Stèphane (Daniel Auteuil) e Maxime (André Dussolier)  sono due amici di vecchia data. Hanno studiato insieme al conservatorio e poi sono diventati soci in un negozio di violini : il primo, liutao di gran talento, li crea e li aggiusta, il secondo gestisce il negozio e cura i rapporti con la clientela. Un giorno Maxime confida all'amico di essersi innamorato di Camille (Emmanuelle Béart), una bellissima e talentuosa violinista. A questo punto qualcosa di non precisamente spiegabile con la sola evidenza lineare dei fatti accade e il film compie una peregrina incursione nelle pieghe più profonde dell'animo umano, nel turbinio esistenziale di persone evidentemente soggiogate "dall'irrealtà" della speculazione musicale, uno spazio che, nel mentre li eleva spiritualmente, rischia di procurargli difficoltà nei rapporti con la vita reale. Lo fa con grazia e senza pedanteria, con una tale eleganza formale nel tratteggiare i caratteri dei protagonisti e una tale capacità di mantenersi in perfetto equilibrio tra le esigenze cinematografiche e quelle più propriamente letterarie (alla Rohmer per intenderci), che a ragione "Un cuore d'inverno" (ispirato ad una novella di Michail J. Lermontov) di Claude Sautet viene considerato uno dei film più belli ed importanti degli anni novanta.

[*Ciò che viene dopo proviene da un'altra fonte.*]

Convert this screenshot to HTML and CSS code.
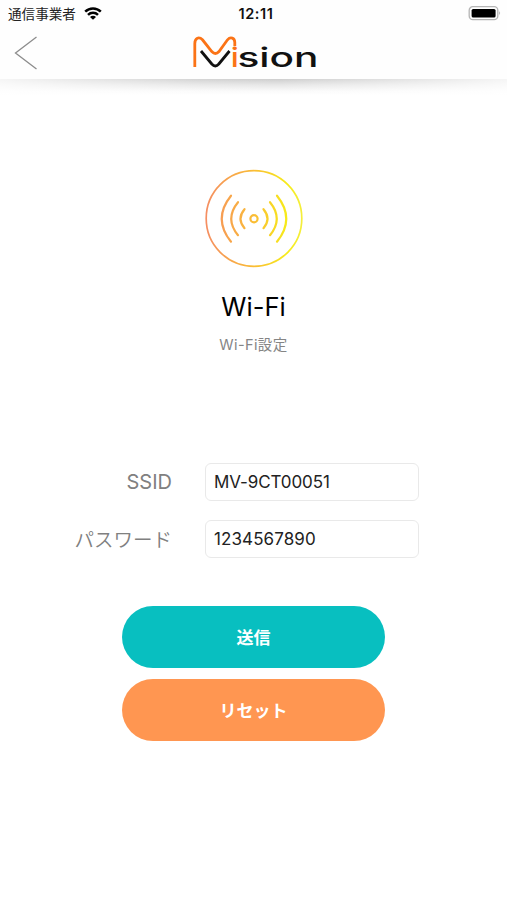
FILE: index.html
```html
<!DOCTYPE html>
<html lang="ja">
<head>
  <meta charset="UTF-8">
  <meta name="viewport" content="width=device-width, initial-scale=1.0">
  <title>Wi-Fi設定</title>
  <link rel="stylesheet" href="styles.css">
</head>
<body>

<!-- Header -->
<header class="header">
  <div class="status-bar">
    <div class="carrier">
      <span>通信事業者</span>
      <svg class="wifi-icon" width="18" height="14" viewBox="0 0 18 14" fill="none" stroke="#000" stroke-width="2.5">
        <path d="M1.2 4.7C5.5 0.4 12.5 0.4 16.8 4.7" />
        <path d="M4 7.8C6.8 5.1 11.2 5.1 14 7.8" />
        <path d="M6 9.9C7.6 8.3 10.4 8.3 12 9.9L9 12.7Z" fill="#000" stroke="none" />
      </svg>
    </div>
    <span class="clock">12:11</span>
    <svg class="battery" width="34" height="16" viewBox="0 0 34 16">
      <rect x="1.2" y="0.7" width="28.6" height="13" rx="3.6" fill="#fff" stroke="#b5b5b5" stroke-width="1.3" />
      <rect x="3.6" y="2.9" width="24" height="8.6" rx="1.6" fill="#000" />
      <path d="M31.3 5.1Q33 7.2 31.3 9.3Z" fill="#999" />
    </svg>
  </div>

  <div class="nav-bar">
    <a class="back" href="#" aria-label="戻る">
      <svg width="24" height="36" viewBox="0 0 24 36" fill="none" stroke="#8c8c8c" stroke-width="1.3">
        <path d="M22.5 2L1.5 18L22.5 34" />
      </svg>
    </a>
    <svg class="logo" width="132" height="40" viewBox="0 0 132 40" fill="none">
      <path d="M3.8 33V9.5C3.8 3.8 8 2.3 11.5 5.8L20.8 17.5Q24.4 21.5 28 17.5L36.5 5.8C39.5 2.3 43.8 3.8 43.8 8.5V12" stroke="#fb7316" stroke-width="2.8" />
      <path d="M10 17L20.8 30Q24.3 34 27.8 30L38.5 17" stroke="#111" stroke-width="2.8" />
      <text x="39.8" y="33" class="logo-text logo-accent" textLength="8" lengthAdjust="spacingAndGlyphs">i</text>
      <text x="46.5" y="33" class="logo-text" textLength="81" lengthAdjust="spacingAndGlyphs">sion</text>
    </svg>
  </div>
</header>
<div class="header-shadow"></div>

<main class="content">
  <svg class="wifi-logo" width="98" height="98" viewBox="0 0 98 98" fill="none" stroke="url(#warm)" stroke-width="2.2" stroke-linecap="round">
    <defs>
      <linearGradient id="warm" gradientUnits="userSpaceOnUse" x1="1" y1="0" x2="97" y2="0">
        <stop offset="0" stop-color="#f58e62" />
        <stop offset="0.5" stop-color="#fabd35" />
        <stop offset="0.85" stop-color="#f6ec19" />
        <stop offset="1" stop-color="#f4ee3c" />
      </linearGradient>
    </defs>
    <circle cx="49" cy="48.5" r="47.8" stroke-width="1.7" />
    <circle cx="49" cy="48.7" r="3.6" />
    <path d="M39.5 39.2Q31.5 48.7 39.5 58.2M33 32.2Q19.5 48.7 33 65.2M26 25.7Q7.5 48.7 26 71.7" />
    <path d="M58.5 39.2Q66.5 48.7 58.5 58.2M65 32.2Q78.5 48.7 65 65.2M72 25.7Q90.5 48.7 72 71.7" />
  </svg>
  <h1>Wi-Fi</h1>
  <p class="subtitle">Wi-Fi設定</p>

  <!-- Wi-Fi Form -->
  <form class="wifi-form">
    <div class="fields">
      <label for="ssid">SSID</label>
      <input type="text" id="ssid" value="MV-9CT00051">
      <label for="password" class="kana">パスワード</label>
      <input type="text" id="password" value="1234567890">
    </div>
    <button type="submit" class="btn btn-send">送信</button>
    <button type="reset" class="btn btn-reset">リセット</button>
  </form>
</main>

</body>
</html>
```

FILE: styles.css
```css
/* General Styles */
* {
  box-sizing: border-box;
}

body {
  margin: 0;
  min-height: 100vh;
  background: #fff;
  color: #111;
  font-family: Inter, "Noto Sans CJK JP", sans-serif;
}

svg {
  display: block;
}

/* Header */
.header {
  height: 79px;
  background: #fefefe;
}

.status-bar {
  display: grid;
  grid-template-columns: 1fr auto 1fr;
  align-items: center;
  height: 28px;
  padding: 0 5px 0 8px;
}

.carrier {
  display: flex;
  align-items: center;
  gap: 8px;
  font-size: 13.6px;
  line-height: 20px;
  color: #222;
}

.clock {
  font-size: 14.5px;
  line-height: 18px;
  font-weight: 600;
  letter-spacing: 0.6px;
  color: #111;
  padding-left: 2px;
}

.battery {
  justify-self: end;
}

.nav-bar {
  display: grid;
  grid-template-columns: 1fr 132px 1fr;
  padding: 6px 0 0 14px;
}

.back {
  padding-top: 1px;
}

.logo {
  margin-left: -4px;
  overflow: visible;
}

.logo-text {
  font-size: 27px;
  font-weight: 500;
  fill: #111;
}

.logo-accent {
  fill: #fb7316;
}

.header-shadow {
  height: 16px;
  background:
    linear-gradient(to right, rgba(255, 255, 255, 0.8), rgba(255, 255, 255, 0.1) 40%, rgba(255, 255, 255, 0) 55%, rgba(255, 255, 255, 0.8)),
    linear-gradient(#cecece, #e6e6e6 35%, #fafafa 75%, #fff);
}

/* Content */
.content {
  display: flex;
  flex-direction: column;
  align-items: center;
  padding-top: 75px;
}

.wifi-logo {
  margin-left: 1px;
  overflow: visible;
}

h1 {
  margin: 22px 0 0;
  font-size: 25.5px;
  line-height: 34px;
  font-weight: 400;
  color: #000;
}

.subtitle {
  margin: 11px 0 0;
  font-size: 14.5px;
  line-height: 20px;
  letter-spacing: 0.4px;
  color: #858585;
}

/* Form */
.wifi-form {
  display: flex;
  flex-direction: column;
  align-items: center;
  width: 100%;
  margin-top: 108px;
}

.fields {
  display: grid;
  grid-template-columns: 172px 214px;
  column-gap: 33px;
  row-gap: 19px;
  align-self: flex-start;
  align-items: center;
  margin-bottom: 48px;
}

.fields label {
  text-align: right;
  font-size: 20px;
  line-height: 28px;
  color: #808080;
}

.fields .kana {
  padding-top: 2px;
  font-size: 19.5px;
  font-weight: 350;
}

.fields input {
  width: 214px;
  height: 38px;
  padding: 0 8px;
  border: 1px solid #e9e9e9;
  border-radius: 6px;
  background: #fff;
  font-family: inherit;
  font-size: 17px;
  color: #222;
}

#ssid {
  letter-spacing: -0.1px;
}

#password {
  letter-spacing: 0.1px;
}

/* Buttons */
.btn {
  width: 263px;
  height: 62px;
  padding: 0 0 2px;
  border: none;
  border-radius: 31px;
  color: #fff;
  font-family: inherit;
  font-size: 17px;
  font-weight: 600;
}

.btn-send {
  background: #08bfc0;
}

.btn-reset {
  margin-top: 11px;
  background: #ff9651;
}
```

La matrice principale del film sta nello stretto connubio tra immagine e musica (un Ravel impetuoso) che ricalca, tanto l'attenzione verso i più piccoli particolari (la limpidezza del suono e la perfettibilità di una partitura con l'impercettibile enigmaticità di occhi che si incrociano), quanto la propensione ad oscillare tra la difficoltà a rapportarsi con le cose ordinarie e l'amore totalizzante per la musica. E' un triangolo amoroso assai impuro quello inscenato da Sautet, dove uno solo, Maxime, dimostra con chiarezza e linearità i propri sentimenti, mentre gli altri due danno luogo a un rapporto enigmatico fatto di sguardi e sottotesti tutti da decifrare, di autentico trasporto emotivo ed  aspettative destinate a rimanere inevase. Stèphane lascia intendere più delle sue reali intenzioni probabilmente e Camille è disposta a concedersi più di quanto sarebbe stato lecito aspettarsi. Entrambi dimostrano una scarsa capacità a capirsi veramente, evidentemente perchè ognuno vede nell'altro quel qualcosa capace di ancorarlo di più alla realtà, la concretizzazione di un tabù da poter finalmente sconfiggere. Sicuramente Stèphane è un pò "geloso" di Maxime ("un uomo in stato di grazia" dice), del suo raggiunto equilibrio tra l'ordinarietà dei fatti degli uomini e la straordinarietà delle cose della musica, e l'approccio con la sua Camille assume quasi le fattezze di un gioco, o più precisamente, quelle di una prova per imparare a conoscere i limiti della sua innata ritrosia, per esorcizzare la paura di scoprirsi del tutto incapace di provare sentimenti che non siano quelli veicolati dal suo amore per la musica. E sembra portare frutti questa strana cura, come dimostrano il coraggio di fare definitivamente chiarezza con Camille e il gesto di fraterno amore che compie per aiutare il suo vecchio maestro. Il finale ci restituisce uno Stèphane più pacificato con se stesso, più disposto a concedersi agli altri e meno problematico. Grande film che alla maniera di Eric Rohmer problematizza con raffinata precisione letteraria gli imprescrutabili percorsi dei sentimenti umani, lasciando aperta più di qualche ipotesi sulla natura dello "strano" rapporto tra Stèphane e Camille, tante quanti sono i misteri che l'amore che scalda i cuori può porre in essere. Grandi gli attori, con Emmanuelle Bèart e Andrè Dussollier davvero superlativi. Menzione speciale per Daniel Auteuil, il corpo e l'anima di un enigma chiamato uomo.